LEGGE, THOMAS (1535–1607), master of Caius College, Cambridge, and Latin dramatist, born at Norwich in 1535, was second of the three sons of Stephen Legge, by Margaret, daughter of William Larke. He matriculated from Corpus Christi College, Cambridge, in November 1532, but shortly afterwards migrated to Trinity College, of which he became scholar in 1555; he graduated B.A. in 1556–7, became fellow of Trinity, supplicated for incorporation at Oxford in 1566, and proceeded M.A. in 1560, and LL.D. in 1575. In 1568 he became fellow of Jesus College, Cambridge, where he was noted as an active tutor, and of the old way of thinking in religious matters. On 27 June 1573 he was appointed master of Caius College, and took with him thither many of his pupils from Jesus College. Some time between 1563 and 1574 he was regius professor of civil law, but he does not seem at any time to have been, as is sometimes stated, regius professor of Hebrew. At Caius Legge's conduct soon brought him into trouble. He secured the election of one Depup to a fellowship, though Dr. Caius disapproved of the appointment because of Depup's leanings towards the old religion. He seems about 1581 to have been committed to the Fleet for treating with contempt certain letters from the queen. These probably had reference to his habit of encouraging north-country Romanists in his college, conduct which formed the subject of an accusation made against him by the fellows, in a letter to Burghley on 31 Jan. 1581–2. The fellows also charged Legge with misappropriating the college funds, and with using ‘continuall and expressive loud singinge and noyse of organs,’ to the disturbance of the students. A visitation was held, and the matter seems to have been settled. About May 1579 Legge had been appointed commissary to the university; in 1587–8 and in 1592–3 he was vice-chancellor. On 16 May 1590 he was admitted an advocate at Doctors' Commons; about 1593 he became master in chancery, and in 1597 he was a justice of the peace for Cambridge. Legge died on 12 July 1607, and was buried in Caius College Chapel, where there is an effigy and an inscription to his memory. His portrait is in the master's lodge, and has been engraved.
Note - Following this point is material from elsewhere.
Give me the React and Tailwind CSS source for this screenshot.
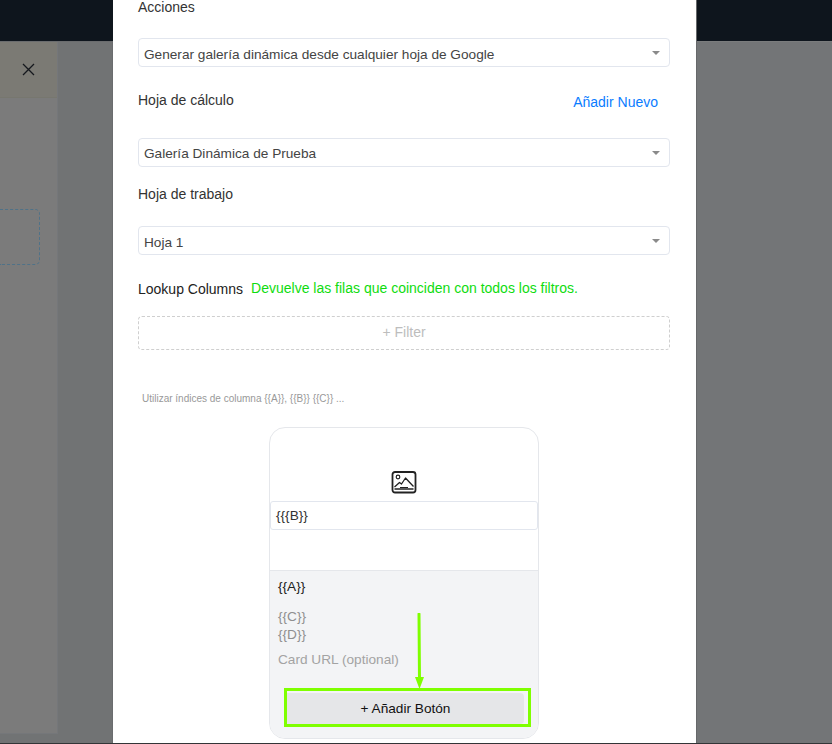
function Caret() {
  return <span className="absolute right-[9px] top-[12px] w-0 h-0 border-x-[4px] border-x-transparent border-t-[4px] border-t-[#8a8a8a]"></span>;
}

function SelectBox({ value, lineClass }) {
  return (
    <div className={"relative h-[29px] w-[532px] rounded-[4px] border border-[#e2e6ee] bg-white pl-[5px] text-[13.65px] text-[#444] " + lineClass}>
      {value}
      <Caret />
    </div>
  );
}

function ImageIcon() {
  return (
    <svg width="26" height="23" viewBox="0 0 26 23" fill="none" stroke="#222" strokeWidth="1.6" strokeLinejoin="round">
      <rect x="1.5" y="1" width="23" height="20.5" rx="2.5" strokeWidth="1.8" />
      <circle cx="7" cy="6" r="1.8" strokeWidth="1.2" />
      <path d="M3.5 16 L8.5 11.5 L10.5 13 L14.5 7 L22.5 15.5" strokeWidth="1.3" />
      <path d="M3.5 18 L22.5 18" strokeWidth="1.5" />
      <path d="M9 16.5 L17 16.5" strokeWidth="1" />
    </svg>
  );
}

function GalleryCard() {
  return (
    <div className="relative ml-[131px] h-[312px] w-[270px] overflow-hidden rounded-[16px] border border-[#e5e7eb] bg-white">
      <div className="h-[143px] border-b border-[#e5e7eb] pt-[43px]">
        <div className="flex justify-center pr-[1px]"><ImageIcon /></div>
        <div className="mt-[7px] h-[29px] w-[268px] rounded-[3px] border border-[#e2e6ee] pl-[5px] text-[13.65px] leading-[27px] text-[#333]">{"{{{B}}"}</div>
      </div>
      <div className="h-[168px] bg-[#f3f4f6] px-[8px] text-[13.65px]">
        <div className="pt-[7px] leading-[18px] text-[#222]">{"{{A}}"}</div>
        <div className="mt-[12px] leading-[18px] text-[#8f8f8f]">{"{{C}}"}</div>
        <div className="leading-[18px] text-[#8f8f8f]">{"{{D}}"}</div>
        <div className="mt-[7px] leading-[18px] text-[#a3a3a3]">Card URL (optional)</div>
        <div className="ml-[6px] mt-[19px] h-[39px] w-[247px] border-[3px] border-[#7fff00] pt-[2px] pr-[4px]">
          <div className="h-[31px] rounded-r-[4px] bg-[#e5e6e8] text-center text-[13.65px] leading-[32px] text-[#111]">+ Añadir Botón</div>
        </div>
      </div>
      <svg className="absolute left-[143px] top-[185px]" width="14" height="78" viewBox="0 0 14 78" fill="none">
        <path d="M6 1 L6.5 68" stroke="#7fff00" strokeWidth="3" strokeLinecap="round" />
        <path d="M2 64 H11 L6.5 76 Z" fill="#7fff00" />
      </svg>
    </div>
  );
}

function Modal() {
  return (
    <div className="h-[743px] w-[583px] shrink-0 overflow-hidden bg-white pl-[25px] font-['Liberation_Sans',Arial,sans-serif]">
      <div className="-mt-[3px] text-[14px] leading-[20px] text-[#333]">Acciones</div>
      <div className="mt-[21px]"><SelectBox value="Generar galería dinámica desde cualquier hoja de Google" lineClass="leading-[32px]" /></div>
      <div className="mt-[23px] flex h-[20px] w-[532px] justify-between text-[14px] leading-[20px] text-[#333]">
        <span>Hoja de cálculo</span>
        <span className="mt-[2px] mr-[12px] text-[#0a7cff]">Añadir Nuevo</span>
      </div>
      <div className="mt-[28px]"><SelectBox value="Galería Dinámica de Prueba" lineClass="leading-[30px]" /></div>
      <div className="mt-[17px] text-[14px] leading-[20px] text-[#333]">Hoja de trabajo</div>
      <div className="mt-[22px]"><SelectBox value="Hoja 1" lineClass="leading-[32px]" /></div>
      <div className="mt-[24px] flex h-[20px] items-center text-[14px] leading-[20px]">
        <span className="text-[#222]">Lookup Columns</span>
        <span className="ml-[8px] -mt-[2px] text-[#0fdc0f]">Devuelve las filas que coinciden con todos los filtros.</span>
      </div>
      <div className="mt-[17px] h-[34px] w-[532px] rounded-[4px] border border-dashed border-[#cfcfcf] text-center text-[14px] leading-[30px] text-[#bdbdbd]">+ Filter</div>
      <div className="mt-[42px] pl-[4px] text-[10px] leading-[14px] text-[#999]">Utilizar índices de columna {"{{A}}, {{B}} {{C}} ..."}</div>
      <div className="mt-[21px]"><GalleryCard /></div>
    </div>
  );
}

function LeftSide() {
  return (
    <div className="h-[702px] w-[113px] shrink-0 border-t border-r border-[#6a6c6e] bg-[#717374]">
      <div className="flex h-[692px] w-[58px] flex-col border-r border-b border-[#75777a] bg-[#7b7b7b]">
        <div className="relative h-[56px] border-b border-[#77776f] bg-[#7b7a74]">
          <svg className="absolute left-[22px] top-[21px]" width="13" height="13" viewBox="0 0 13 13" stroke="#15181d" strokeWidth="1.3" fill="none">
            <path d="M1 1 L12 12 M12 1 L1 12" />
          </svg>
        </div>
        <div className="mt-[111px] h-[56px] w-[40px] rounded-r-[5px] border-y border-r border-dashed border-[#4f7288]"></div>
      </div>
    </div>
  );
}

export default function App() {
  return (
    <div className="h-[744px] w-[832px] overflow-hidden bg-[#717374]">
      <div className="flex h-[743px]">
        <div className="flex w-[113px] shrink-0 flex-col">
          <div className="h-[41px] bg-[#0e151d]"></div>
          <LeftSide />
        </div>
        <Modal />
        <div className="flex flex-1 flex-col border-l border-[#66686a]">
          <div className="h-[41px] bg-[#0e151d]"></div>
          <div className="flex-1 border-t border-[#7a7c7d] bg-[#737577]"></div>
        </div>
      </div>
      <div className="h-[1px] bg-[#333537]"></div>
    </div>
  );
}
By his will he left money to the college, which was spent in building the north side of the front court.

Legge was a man of learning and a correspondent of Justus Lipsius. He is remembered chiefly, however, by his Latin tragedy of ‘Richard III,’ in three acts, which was performed in the hall of St. John's College in 1579. In this Palmer, afterwards dean of Peterborough, was the Richard, and Nathaniel Knox, eldest son of the reformer, played Hastings. This play is alluded to by Harington in his ‘Apologie of Poetry’ as a famous tragedy, and by Nashe in his ‘Have with you to Saffron Walden,’ and was probably the one which the Cambridge men asked Burghley's permission to substitute in 1592–3 for the English comedy that the queen had asked for (cf. Cooper, Annals of Cambr. ii. 518). There are manuscripts of ‘Richardus Tertius’ at Emmanuel and Caius Colleges and in the University Library at Cambridge; also among the Harleian and Phillipps collections. It was edited from the Emmanuel MS. for the Shakespeare Society by Barron Field in 1844, and again printed by Mr. Hazlitt in vol. v. of his edition of Collier's ‘Shakespeare's Library,’ 1875. Fuller states that Legge composed a tragedy on the subject of the ‘Destruction of Jerusalem,’ ‘and having at last refined it to the purity of the Publique Standard, some Plageary filched it from him just as it was to be acted.’ The ‘Destruction of Jerusalem’ is said by Mr. Fleay to have been acted at Coventry in 1577.

[Cooper's Athenæ Cantabr. ii. 454, 555; Foster's Alumni Oxon. 1500–1714; Fleay's Chron. of the English Drama and Hist. of the London Stage; Cal. of State Papers, Dom. 1581–90, p. 43; Add. MS. 24488, f. 451 (Hunter's Chorus Vatum); Add. MS. 5875, f. 102; Nichols's Progresses of Queen Elizabeth.]